**To do**
Copy the data precisely, character for character, and leave out every picture.

***** Source excerpt

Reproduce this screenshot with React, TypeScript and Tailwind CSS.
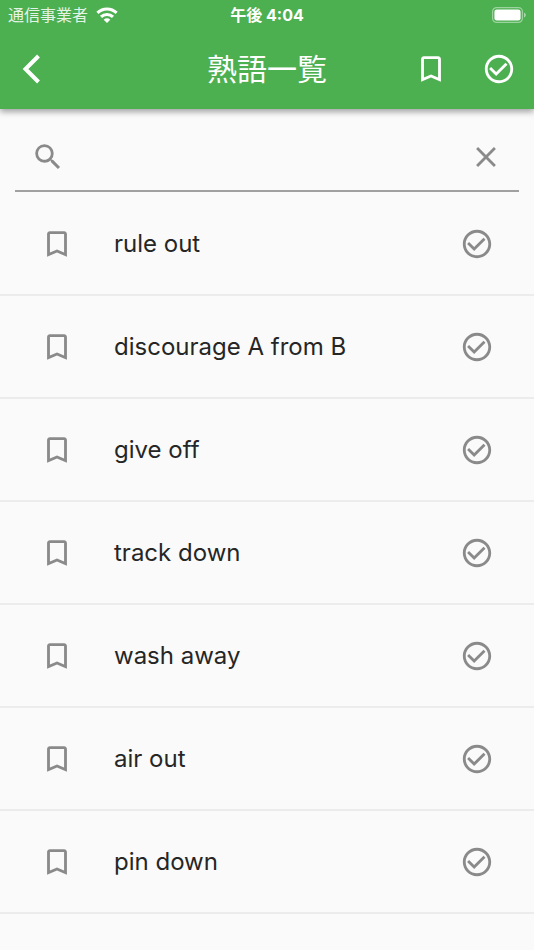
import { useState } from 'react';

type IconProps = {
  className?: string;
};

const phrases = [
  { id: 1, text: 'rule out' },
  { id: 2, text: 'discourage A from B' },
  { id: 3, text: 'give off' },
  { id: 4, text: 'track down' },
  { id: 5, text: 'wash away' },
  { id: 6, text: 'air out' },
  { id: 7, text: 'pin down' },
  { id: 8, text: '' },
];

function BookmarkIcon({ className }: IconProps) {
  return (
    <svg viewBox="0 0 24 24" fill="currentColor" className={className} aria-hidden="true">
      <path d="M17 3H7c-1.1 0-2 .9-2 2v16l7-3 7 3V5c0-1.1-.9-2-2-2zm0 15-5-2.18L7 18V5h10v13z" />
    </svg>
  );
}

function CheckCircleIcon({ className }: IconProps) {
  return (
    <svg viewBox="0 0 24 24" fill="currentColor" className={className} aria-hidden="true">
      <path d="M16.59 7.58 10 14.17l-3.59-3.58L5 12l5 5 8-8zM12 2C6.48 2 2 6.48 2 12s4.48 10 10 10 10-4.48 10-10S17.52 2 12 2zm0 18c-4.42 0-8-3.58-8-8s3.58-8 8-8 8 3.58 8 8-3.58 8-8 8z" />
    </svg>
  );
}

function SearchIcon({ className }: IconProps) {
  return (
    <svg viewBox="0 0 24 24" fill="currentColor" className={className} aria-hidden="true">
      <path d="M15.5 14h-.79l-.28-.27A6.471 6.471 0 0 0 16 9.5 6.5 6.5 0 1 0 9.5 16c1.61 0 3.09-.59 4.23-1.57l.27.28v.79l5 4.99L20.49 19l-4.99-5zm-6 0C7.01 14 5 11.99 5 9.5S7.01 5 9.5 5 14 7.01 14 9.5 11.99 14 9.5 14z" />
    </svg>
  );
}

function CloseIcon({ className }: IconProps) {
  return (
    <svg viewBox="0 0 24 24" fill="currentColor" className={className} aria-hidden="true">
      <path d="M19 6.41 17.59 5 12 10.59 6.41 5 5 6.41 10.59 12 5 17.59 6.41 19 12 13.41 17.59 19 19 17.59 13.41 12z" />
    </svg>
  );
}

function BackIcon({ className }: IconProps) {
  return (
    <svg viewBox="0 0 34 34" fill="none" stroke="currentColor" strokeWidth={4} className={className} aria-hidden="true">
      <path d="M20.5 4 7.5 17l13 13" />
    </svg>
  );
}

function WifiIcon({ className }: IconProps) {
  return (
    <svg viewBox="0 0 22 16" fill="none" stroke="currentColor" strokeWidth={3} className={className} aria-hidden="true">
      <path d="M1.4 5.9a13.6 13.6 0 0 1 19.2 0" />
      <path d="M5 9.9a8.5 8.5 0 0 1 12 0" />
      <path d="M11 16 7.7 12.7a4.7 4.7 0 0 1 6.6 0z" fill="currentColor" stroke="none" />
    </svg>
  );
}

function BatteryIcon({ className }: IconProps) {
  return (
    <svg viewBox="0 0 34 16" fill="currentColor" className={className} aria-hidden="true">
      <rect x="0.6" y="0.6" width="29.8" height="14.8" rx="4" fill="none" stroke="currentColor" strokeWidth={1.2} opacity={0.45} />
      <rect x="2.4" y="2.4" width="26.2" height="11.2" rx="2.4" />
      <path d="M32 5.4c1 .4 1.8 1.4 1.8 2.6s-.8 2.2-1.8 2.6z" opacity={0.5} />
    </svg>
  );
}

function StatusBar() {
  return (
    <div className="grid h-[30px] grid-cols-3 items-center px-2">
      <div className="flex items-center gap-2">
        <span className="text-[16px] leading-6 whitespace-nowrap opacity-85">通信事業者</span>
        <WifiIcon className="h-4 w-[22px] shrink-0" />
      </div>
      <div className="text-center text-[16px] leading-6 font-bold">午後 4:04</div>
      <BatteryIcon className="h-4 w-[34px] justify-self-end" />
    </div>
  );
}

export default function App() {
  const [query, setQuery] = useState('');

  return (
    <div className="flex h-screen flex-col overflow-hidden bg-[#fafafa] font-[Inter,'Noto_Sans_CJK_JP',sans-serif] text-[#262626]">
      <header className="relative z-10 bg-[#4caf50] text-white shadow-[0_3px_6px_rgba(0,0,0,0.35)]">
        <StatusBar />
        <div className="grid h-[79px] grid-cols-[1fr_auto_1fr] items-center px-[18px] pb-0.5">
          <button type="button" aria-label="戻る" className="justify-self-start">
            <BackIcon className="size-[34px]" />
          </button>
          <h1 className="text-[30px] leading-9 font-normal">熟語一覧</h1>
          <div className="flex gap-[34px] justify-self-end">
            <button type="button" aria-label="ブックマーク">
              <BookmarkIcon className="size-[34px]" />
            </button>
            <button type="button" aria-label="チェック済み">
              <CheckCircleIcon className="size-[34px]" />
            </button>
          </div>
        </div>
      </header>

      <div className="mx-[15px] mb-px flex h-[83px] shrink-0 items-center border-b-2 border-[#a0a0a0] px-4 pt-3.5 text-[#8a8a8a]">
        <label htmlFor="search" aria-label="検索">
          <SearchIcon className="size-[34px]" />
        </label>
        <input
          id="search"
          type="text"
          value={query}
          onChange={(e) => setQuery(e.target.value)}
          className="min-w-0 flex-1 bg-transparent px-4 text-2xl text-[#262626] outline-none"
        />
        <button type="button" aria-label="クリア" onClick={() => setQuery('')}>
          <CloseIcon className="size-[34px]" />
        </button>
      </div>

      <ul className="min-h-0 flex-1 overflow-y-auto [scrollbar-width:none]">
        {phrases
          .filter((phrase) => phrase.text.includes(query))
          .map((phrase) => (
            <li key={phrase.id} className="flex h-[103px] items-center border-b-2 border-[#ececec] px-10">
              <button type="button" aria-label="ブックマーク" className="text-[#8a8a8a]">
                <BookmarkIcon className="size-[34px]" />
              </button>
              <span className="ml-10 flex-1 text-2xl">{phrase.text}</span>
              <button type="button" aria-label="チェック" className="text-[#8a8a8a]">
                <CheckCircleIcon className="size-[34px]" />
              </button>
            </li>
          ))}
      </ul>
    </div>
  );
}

**********

**Solution for this task**
Reproduce this screenshot with React, TypeScript and Tailwind CSS.
import { useState } from 'react';

type IconProps = {
  className?: string;
};

const phrases = [
  { id: 1, text: 'rule out' },
  { id: 2, text: 'discourage A from B' },
  { id: 3, text: 'give off' },
  { id: 4, text: 'track down' },
  { id: 5, text: 'wash away' },
  { id: 6, text: 'air out' },
  { id: 7, text: 'pin down' },
  { id: 8, text: '' },
];

function BookmarkIcon({ className }: IconProps) {
  return (
    <svg viewBox="0 0 24 24" fill="currentColor" className={className} aria-hidden="true">
      <path d="M17 3H7c-1.1 0-2 .9-2 2v16l7-3 7 3V5c0-1.1-.9-2-2-2zm0 15-5-2.18L7 18V5h10v13z" />
    </svg>
  );
}

function CheckCircleIcon({ className }: IconProps) {
  return (
    <svg viewBox="0 0 24 24" fill="currentColor" className={className} aria-hidden="true">
      <path d="M16.59 7.58 10 14.17l-3.59-3.58L5 12l5 5 8-8zM12 2C6.48 2 2 6.48 2 12s4.48 10 10 10 10-4.48 10-10S17.52 2 12 2zm0 18c-4.42 0-8-3.58-8-8s3.58-8 8-8 8 3.58 8 8-3.58 8-8 8z" />
    </svg>
  );
}

function SearchIcon({ className }: IconProps) {
  return (
    <svg viewBox="0 0 24 24" fill="currentColor" className={className} aria-hidden="true">
      <path d="M15.5 14h-.79l-.28-.27A6.471 6.471 0 0 0 16 9.5 6.5 6.5 0 1 0 9.5 16c1.61 0 3.09-.59 4.23-1.57l.27.28v.79l5 4.99L20.49 19l-4.99-5zm-6 0C7.01 14 5 11.99 5 9.5S7.01 5 9.5 5 14 7.01 14 9.5 11.99 14 9.5 14z" />
    </svg>
  );
}

function CloseIcon({ className }: IconProps) {
  return (
    <svg viewBox="0 0 24 24" fill="currentColor" className={className} aria-hidden="true">
      <path d="M19 6.41 17.59 5 12 10.59 6.41 5 5 6.41 10.59 12 5 17.59 6.41 19 12 13.41 17.59 19 19 17.59 13.41 12z" />
    </svg>
  );
}

function BackIcon({ className }: IconProps) {
  return (
    <svg viewBox="0 0 34 34" fill="none" stroke="currentColor" strokeWidth={4} className={className} aria-hidden="true">
      <path d="M20.5 4 7.5 17l13 13" />
    </svg>
  );
}

function WifiIcon({ className }: IconProps) {
  return (
    <svg viewBox="0 0 22 16" fill="none" stroke="currentColor" strokeWidth={3} className={className} aria-hidden="true">
      <path d="M1.4 5.9a13.6 13.6 0 0 1 19.2 0" />
      <path d="M5 9.9a8.5 8.5 0 0 1 12 0" />
      <path d="M11 16 7.7 12.7a4.7 4.7 0 0 1 6.6 0z" fill="currentColor" stroke="none" />
    </svg>
  );
}

function BatteryIcon({ className }: IconProps) {
  return (
    <svg viewBox="0 0 34 16" fill="currentColor" className={className} aria-hidden="true">
      <rect x="0.6" y="0.6" width="29.8" height="14.8" rx="4" fill="none" stroke="currentColor" strokeWidth={1.2} opacity={0.45} />
      <rect x="2.4" y="2.4" width="26.2" height="11.2" rx="2.4" />
      <path d="M32 5.4c1 .4 1.8 1.4 1.8 2.6s-.8 2.2-1.8 2.6z" opacity={0.5} />
    </svg>
  );
}

function StatusBar() {
  return (
    <div className="grid h-[30px] grid-cols-3 items-center px-2">
      <div className="flex items-center gap-2">
        <span className="text-[16px] leading-6 whitespace-nowrap opacity-85">通信事業者</span>
        <WifiIcon className="h-4 w-[22px] shrink-0" />
      </div>
      <div className="text-center text-[16px] leading-6 font-bold">午後 4:04</div>
      <BatteryIcon className="h-4 w-[34px] justify-self-end" />
    </div>
  );
}

export default function App() {
  const [query, setQuery] = useState('');

  return (
    <div className="flex h-screen flex-col overflow-hidden bg-[#fafafa] font-[Inter,'Noto_Sans_CJK_JP',sans-serif] text-[#262626]">
      <header className="relative z-10 bg-[#4caf50] text-white shadow-[0_3px_6px_rgba(0,0,0,0.35)]">
        <StatusBar />
        <div className="grid h-[79px] grid-cols-[1fr_auto_1fr] items-center px-[18px] pb-0.5">
          <button type="button" aria-label="戻る" className="justify-self-start">
            <BackIcon className="size-[34px]" />
          </button>
          <h1 className="text-[30px] leading-9 font-normal">熟語一覧</h1>
          <div className="flex gap-[34px] justify-self-end">
            <button type="button" aria-label="ブックマーク">
              <BookmarkIcon className="size-[34px]" />
            </button>
            <button type="button" aria-label="チェック済み">
              <CheckCircleIcon className="size-[34px]" />
            </button>
          </div>
        </div>
      </header>

      <div className="mx-[15px] mb-px flex h-[83px] shrink-0 items-center border-b-2 border-[#a0a0a0] px-4 pt-3.5 text-[#8a8a8a]">
        <label htmlFor="search" aria-label="検索">
          <SearchIcon className="size-[34px]" />
        </label>
        <input
          id="search"
          type="text"
          value={query}
          onChange={(e) => setQuery(e.target.value)}
          className="min-w-0 flex-1 bg-transparent px-4 text-2xl text-[#262626] outline-none"
        />
        <button type="button" aria-label="クリア" onClick={() => setQuery('')}>
          <CloseIcon className="size-[34px]" />
        </button>
      </div>

      <ul className="min-h-0 flex-1 overflow-y-auto [scrollbar-width:none]">
        {phrases
          .filter((phrase) => phrase.text.includes(query))
          .map((phrase) => (
            <li key={phrase.id} className="flex h-[103px] items-center border-b-2 border-[#ececec] px-10">
              <button type="button" aria-label="ブックマーク" className="text-[#8a8a8a]">
                <BookmarkIcon className="size-[34px]" />
              </button>
              <span className="ml-10 flex-1 text-2xl">{phrase.text}</span>
              <button type="button" aria-label="チェック" className="text-[#8a8a8a]">
                <CheckCircleIcon className="size-[34px]" />
              </button>
            </li>
          ))}
      </ul>
    </div>
  );
}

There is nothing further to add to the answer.